Marcos Lima


2020

pdf
Inferring about fraudulent collusion risk on Brazilian public works contracts in official texts using a Bi-LSTM approach
Marcos Lima | Roberta Silva | Felipe Lopes de Souza Mendes | Leonardo R. de Carvalho | Aleteia Araujo | Flavio de Barros Vidal
Findings of the Association for Computational Linguistics: EMNLP 2020

Public works procurements move US$ 10 billion yearly in Brazil and are a preferred field for collusion and fraud. Federal Police and audit agencies investigate collusion (bid-rigging), over-pricing, and delivery fraud in this field and efforts have been employed to early detect fraud and collusion on public works procurements.
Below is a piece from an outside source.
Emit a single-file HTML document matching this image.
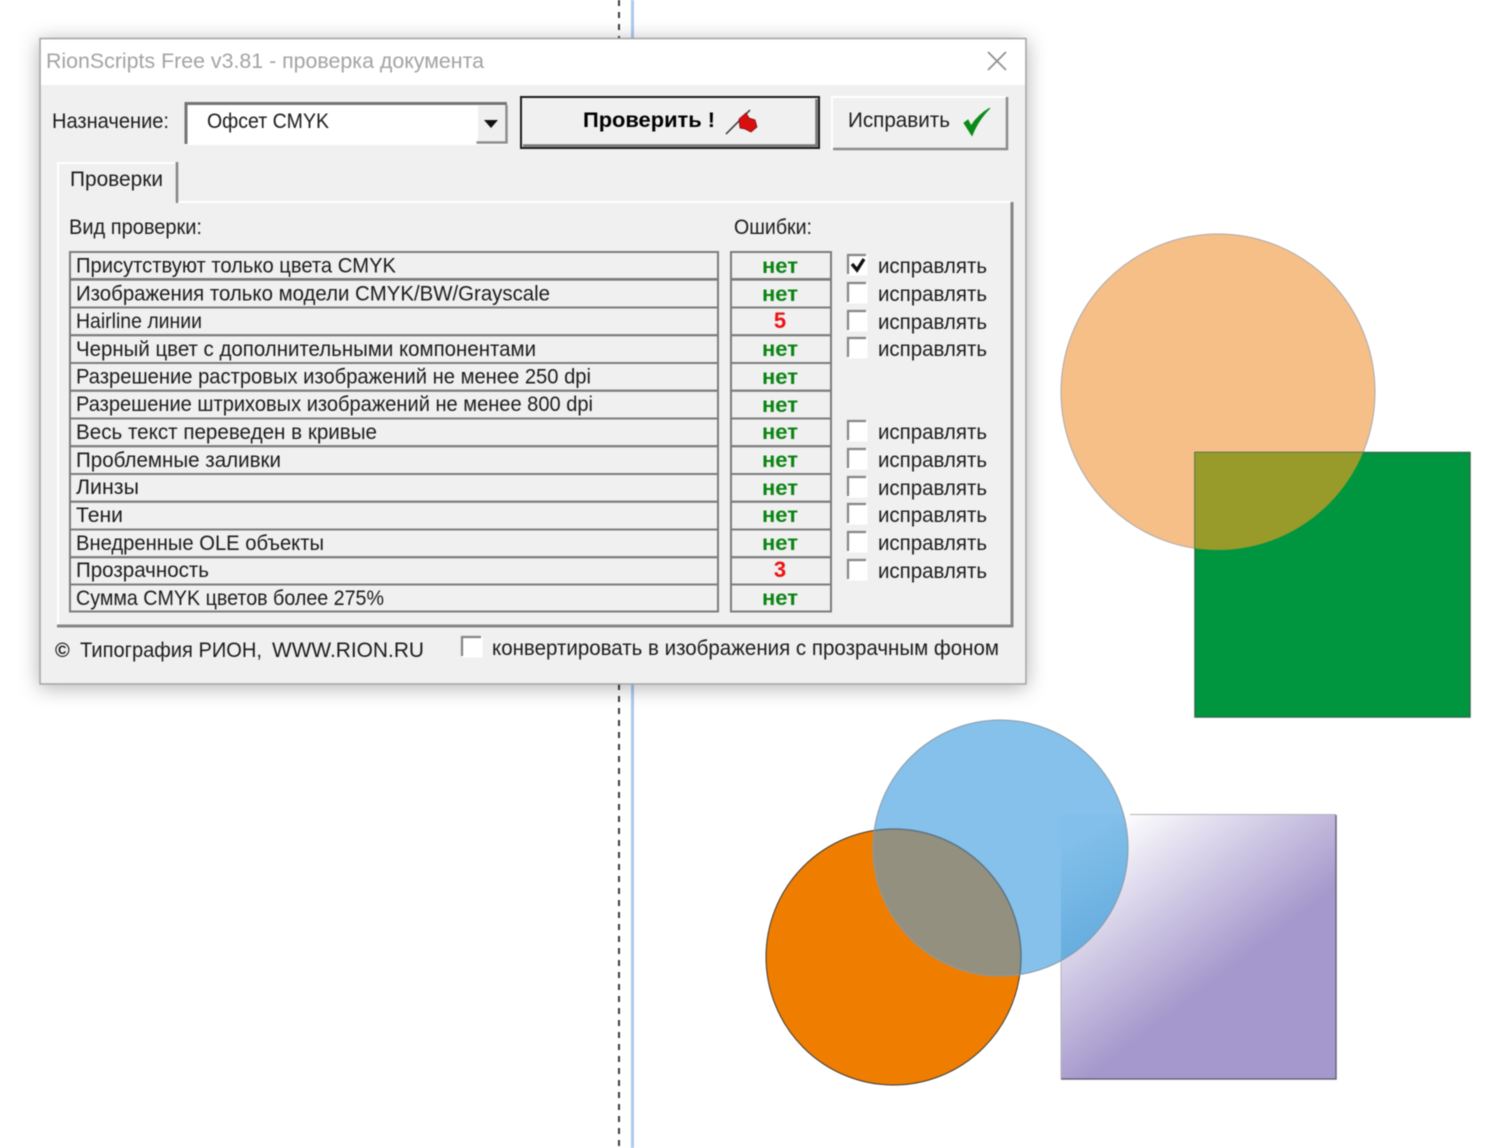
<!DOCTYPE html>
<html lang="ru">
<head>
<meta charset="utf-8">
<title>RionScripts Free v3.81</title>
<style>
html,body{margin:0;padding:0;background:#fff;width:1500px;height:1148px;overflow:hidden}
svg{display:block;filter:blur(.5px)}
text{font-family:"Liberation Sans",sans-serif;font-size:21px;fill:#1c1c1c}
.n{font-weight:bold;fill:#0b8413;font-size:21px;text-anchor:middle}
.r{font-weight:bold;fill:#f01010;font-size:22px;text-anchor:middle}
.row{fill:none;stroke:#7c7c7c;stroke-width:2}
</style>
</head>
<body>
<svg width="1500" height="1148" viewBox="0 0 1500 1148" xmlns="http://www.w3.org/2000/svg">
<defs>
<linearGradient id="pg" gradientUnits="userSpaceOnUse" x1="1100" y1="830" x2="1215" y2="980">
<stop offset="0" stop-color="#ffffff"/><stop offset="1" stop-color="#a598cc"/>
</linearGradient>
<linearGradient id="bg" gradientUnits="userSpaceOnUse" x1="1061" y1="850" x2="1125" y2="960">
<stop offset="0" stop-color="#82bfea"/><stop offset="1" stop-color="#5ea8dc"/>
</linearGradient>
<clipPath id="cPeach"><ellipse cx="1218" cy="392" rx="157" ry="158"/></clipPath>
<clipPath id="cBlue"><ellipse cx="1000.5" cy="848" rx="127.5" ry="128"/></clipPath>
<filter id="sh" x="-10%" y="-10%" width="120%" height="120%"><feDropShadow dx="0" dy="3" stdDeviation="10" flood-color="#000" flood-opacity=".3"/></filter>
</defs>

<!-- guides -->
<line x1="619" y1="0" x2="619" y2="1148" stroke="#3a3a3a" stroke-width="2" stroke-dasharray="6 6"/>
<rect x="631" y="0" width="3" height="1148" fill="#a9cbee"/>

<!-- top shapes -->
<ellipse cx="1218" cy="392" rx="157" ry="158" fill="#f6bf88" stroke="#a9a9a9" stroke-width="1"/>
<rect x="1195" y="452.500" width="275" height="264.500" fill="#009640"/>
<path d="M1195 452.500H1470V717H1195Z" fill="none" stroke="#2f6b48" stroke-width="1.500"/>
<rect x="1195" y="452.500" width="275" height="264.500" fill="#989a2a" clip-path="url(#cPeach)"/>

<!-- bottom shapes -->
<rect x="1061" y="814.500" width="275" height="264" fill="url(#pg)"/>
<path d="M1061 1079H1336V815" fill="none" stroke="#66647a" stroke-width="1.500"/>
<path d="M1061 1079V960M1130 814.500H1336" fill="none" stroke="#b5b3bb" stroke-width="1"/>
<ellipse cx="893.500" cy="957" rx="127.500" ry="128" fill="#ef7d00" stroke="#3a3a3a" stroke-width="1"/>
<ellipse cx="1000.500" cy="848" rx="127.500" ry="128" fill="#85c1eb"/>
<g clip-path="url(#cBlue)">
<ellipse cx="893.500" cy="957" rx="127.500" ry="128" fill="#93907f" stroke="#5d7482" stroke-width="1.500"/>
<rect x="1061" y="814.500" width="275" height="264" fill="url(#bg)"/>
</g>
<ellipse cx="1000.500" cy="848" rx="127.500" ry="128" fill="none" stroke="#8c9aa6" stroke-width="1"/>

<!-- window -->
<rect x="40" y="38.500" width="986" height="645.500" fill="#f0f0f0" stroke="#a3a3a3" stroke-width="1.500" filter="url(#sh)"/>
<rect x="41" y="39.500" width="984" height="45.500" fill="#fff"/>
<path d="M988 52L1006 70M1006 52L988 70" stroke="#8e8e8e" stroke-width="1.600" fill="none"/>

<!-- combo -->
<rect x="185" y="102" width="323" height="43" fill="#fff"/>
<path d="M186 144V103.500H507" fill="none" stroke="#747474" stroke-width="3"/>
<path d="M478 106H505V141H478Z" fill="#efefef"/>
<path d="M476.500 142.500H506.500V105" fill="none" stroke="#8c8c8c" stroke-width="2.500"/>
<path d="M484 120H498L491 128Z" fill="#111"/>

<!-- check button -->
<rect x="521" y="97" width="298" height="51" fill="#f0f0f0" stroke="#1b1b1b" stroke-width="2"/>
<path d="M523 145.500H816.500V99" fill="none" stroke="#777" stroke-width="2.500"/>
<path d="M726 134L750 110" stroke="#333" stroke-width="1.500"/>
<path d="M739 119L746 113L749 118L755 120L757 127L751 132L745 129L740 128Z" fill="#d90f0f" stroke="#7a1010" stroke-width=".8"/>

<!-- fix button -->
<rect x="832" y="97" width="176" height="53" fill="#f0f0f0"/>
<path d="M832 150V97H1006" fill="none" stroke="#fff" stroke-width="2"/>
<path d="M833 149H1007V97" fill="none" stroke="#8c8c8c" stroke-width="2.500"/>
<path d="M964 123L972 135.500C976 125 982 116 990 108C983 112 976 118 971 126L968 120Z" fill="#0b8a18" stroke="#0b8a18" stroke-width="1"/>

<!-- panel and tab -->
<path d="M58 626V202H1012" fill="none" stroke="#fff" stroke-width="2"/>
<path d="M57 626H1012V202" fill="none" stroke="#858585" stroke-width="3"/>
<path d="M58 204V163H175" fill="none" stroke="#fff" stroke-width="2"/>
<rect x="59" y="164" width="116" height="40" fill="#f0f0f0"/>
<path d="M177 162V203" fill="none" stroke="#858585" stroke-width="2.500"/>

<!-- grid -->
<g class="row">
<rect x="70" y="252" width="648" height="27"/><rect x="70" y="279.700" width="648" height="27.800"/><rect x="70" y="307.500" width="648" height="27.700"/><rect x="70" y="335.200" width="648" height="27.800"/><rect x="70" y="363" width="648" height="27.700"/><rect x="70" y="390.700" width="648" height="27.800"/><rect x="70" y="418.500" width="648" height="27.700"/><rect x="70" y="446.200" width="648" height="27.800"/><rect x="70" y="474" width="648" height="27.700"/><rect x="70" y="501.700" width="648" height="27.800"/><rect x="70" y="529.500" width="648" height="27.700"/><rect x="70" y="557.200" width="648" height="27.300"/><rect x="70" y="584.500" width="648" height="27"/>
<rect x="731" y="252" width="100" height="27"/><rect x="731" y="279.700" width="100" height="27.800"/><rect x="731" y="307.500" width="100" height="27.700"/><rect x="731" y="335.200" width="100" height="27.800"/><rect x="731" y="363" width="100" height="27.700"/><rect x="731" y="390.700" width="100" height="27.800"/><rect x="731" y="418.500" width="100" height="27.700"/><rect x="731" y="446.200" width="100" height="27.800"/><rect x="731" y="474" width="100" height="27.700"/><rect x="731" y="501.700" width="100" height="27.800"/><rect x="731" y="529.500" width="100" height="27.700"/><rect x="731" y="557.200" width="100" height="27.300"/><rect x="731" y="584.500" width="100" height="27"/>
</g>

<!-- checkboxes -->
<g fill="#fff" stroke="#fff" stroke-width="1">
<rect x="848" y="255" width="19" height="20"/><rect x="848" y="283" width="19" height="20"/><rect x="848" y="311" width="19" height="20"/><rect x="848" y="338" width="19" height="20"/><rect x="848" y="421" width="19" height="20"/><rect x="848" y="449" width="19" height="20"/><rect x="848" y="477" width="19" height="20"/><rect x="848" y="504" width="19" height="20"/><rect x="848" y="532" width="19" height="20"/><rect x="848" y="560" width="19" height="20"/><rect x="462" y="637" width="20" height="20"/>
</g>
<g fill="none" stroke="#858585" stroke-width="2.200">
<path d="M848 274V255H866"/><path d="M848 302V283H866"/><path d="M848 330V311H866"/><path d="M848 357V338H866"/><path d="M848 440V421H866"/><path d="M848 468V449H866"/><path d="M848 496V477H866"/><path d="M848 523V504H866"/><path d="M848 551V532H866"/><path d="M848 579V560H866"/><path d="M462 656V637H481"/>
</g>
<path d="M852 264L857 270L864 259" fill="none" stroke="#111" stroke-width="3.400"/>

<!-- text -->
<g>
<text x="46" y="68" textLength="438" lengthAdjust="spacingAndGlyphs" style="fill:#a3a3a3">RionScripts Free v3.81 - проверка документа</text>
<text x="52" y="128" textLength="117" lengthAdjust="spacingAndGlyphs">Назначение:</text>
<text x="207" y="128" textLength="122" lengthAdjust="spacingAndGlyphs">Офсет CMYK</text>
<text x="583" y="127" textLength="132" lengthAdjust="spacingAndGlyphs" style="font-weight:bold;fill:#000">Проверить !</text>
<text x="848" y="127" textLength="102" lengthAdjust="spacingAndGlyphs">Исправить</text>
<text x="70" y="186" textLength="93" lengthAdjust="spacingAndGlyphs">Проверки</text>
<text x="69" y="234" textLength="133" lengthAdjust="spacingAndGlyphs">Вид проверки:</text>
<text x="734" y="234" textLength="78" lengthAdjust="spacingAndGlyphs">Ошибки:</text>

<text x="76" y="272.500" textLength="320" lengthAdjust="spacingAndGlyphs">Присутствуют только цвета CMYK</text>
<text x="76" y="300.500" textLength="474" lengthAdjust="spacingAndGlyphs">Изображения только модели CMYK/BW/Grayscale</text>
<text x="76" y="328" textLength="126" lengthAdjust="spacingAndGlyphs">Hairline линии</text>
<text x="76" y="356" textLength="460" lengthAdjust="spacingAndGlyphs">Черный цвет с дополнительными компонентами</text>
<text x="76" y="383.500" textLength="515" lengthAdjust="spacingAndGlyphs">Разрешение растровых изображений не менее 250 dpi</text>
<text x="76" y="411" textLength="517" lengthAdjust="spacingAndGlyphs">Разрешение штриховых изображений не менее 800 dpi</text>
<text x="76" y="439" textLength="301" lengthAdjust="spacingAndGlyphs">Весь текст переведен в кривые</text>
<text x="76" y="467" textLength="205" lengthAdjust="spacingAndGlyphs">Проблемные заливки</text>
<text x="76" y="494" textLength="63" lengthAdjust="spacingAndGlyphs">Линзы</text>
<text x="76" y="522" textLength="47" lengthAdjust="spacingAndGlyphs">Тени</text>
<text x="76" y="550" textLength="248" lengthAdjust="spacingAndGlyphs">Внедренные OLE объекты</text>
<text x="76" y="577" textLength="133" lengthAdjust="spacingAndGlyphs">Прозрачность</text>
<text x="76" y="605" textLength="308" lengthAdjust="spacingAndGlyphs">Сумма CMYK цветов более 275%</text>

<text class="n" x="780" y="273" textLength="36" lengthAdjust="spacingAndGlyphs">нет</text>
<text class="n" x="780" y="301" textLength="36" lengthAdjust="spacingAndGlyphs">нет</text>
<text class="r" x="780" y="328">5</text>
<text class="n" x="780" y="356" textLength="36" lengthAdjust="spacingAndGlyphs">нет</text>
<text class="n" x="780" y="384" textLength="36" lengthAdjust="spacingAndGlyphs">нет</text>
<text class="n" x="780" y="412" textLength="36" lengthAdjust="spacingAndGlyphs">нет</text>
<text class="n" x="780" y="439" textLength="36" lengthAdjust="spacingAndGlyphs">нет</text>
<text class="n" x="780" y="467" textLength="36" lengthAdjust="spacingAndGlyphs">нет</text>
<text class="n" x="780" y="495" textLength="36" lengthAdjust="spacingAndGlyphs">нет</text>
<text class="n" x="780" y="522" textLength="36" lengthAdjust="spacingAndGlyphs">нет</text>
<text class="n" x="780" y="550" textLength="36" lengthAdjust="spacingAndGlyphs">нет</text>
<text class="r" x="780" y="577">3</text>
<text class="n" x="780" y="605" textLength="36" lengthAdjust="spacingAndGlyphs">нет</text>

<text x="878" y="273" textLength="109" lengthAdjust="spacingAndGlyphs">исправлять</text>
<text x="878" y="301" textLength="109" lengthAdjust="spacingAndGlyphs">исправлять</text>
<text x="878" y="329" textLength="109" lengthAdjust="spacingAndGlyphs">исправлять</text>
<text x="878" y="356" textLength="109" lengthAdjust="spacingAndGlyphs">исправлять</text>
<text x="878" y="439" textLength="109" lengthAdjust="spacingAndGlyphs">исправлять</text>
<text x="878" y="467" textLength="109" lengthAdjust="spacingAndGlyphs">исправлять</text>
<text x="878" y="495" textLength="109" lengthAdjust="spacingAndGlyphs">исправлять</text>
<text x="878" y="522" textLength="109" lengthAdjust="spacingAndGlyphs">исправлять</text>
<text x="878" y="550" textLength="109" lengthAdjust="spacingAndGlyphs">исправлять</text>
<text x="878" y="578" textLength="109" lengthAdjust="spacingAndGlyphs">исправлять</text>

<text x="55" y="657" style="font-size:20px;font-weight:bold">©</text>
<text x="80" y="657" textLength="182" lengthAdjust="spacingAndGlyphs">Типография РИОН,</text>
<text x="272" y="657" textLength="152" lengthAdjust="spacingAndGlyphs">WWW.RION.RU</text>
<text x="492" y="655" textLength="507" lengthAdjust="spacingAndGlyphs">конвертировать в изображения с прозрачным фоном</text>
</g>
</svg>
</body>
</html>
The current automatic methods of fraud detection use structured data to classification and usually do not involve annotated data. The use of NLP for this kind of application is rare. Our work introduces a new dataset formed by public procurement calls available on Brazilian official journal (Diário Oficial da União), using by 15,132,968 textual entries of which 1,907 are annotated risky entries. Both bottleneck deep neural network and BiLSTM shown competitive compared with classical classifiers and achieved better precision (93.0% and 92.4%, respectively), which signs improvements in a criminal fraud investigation.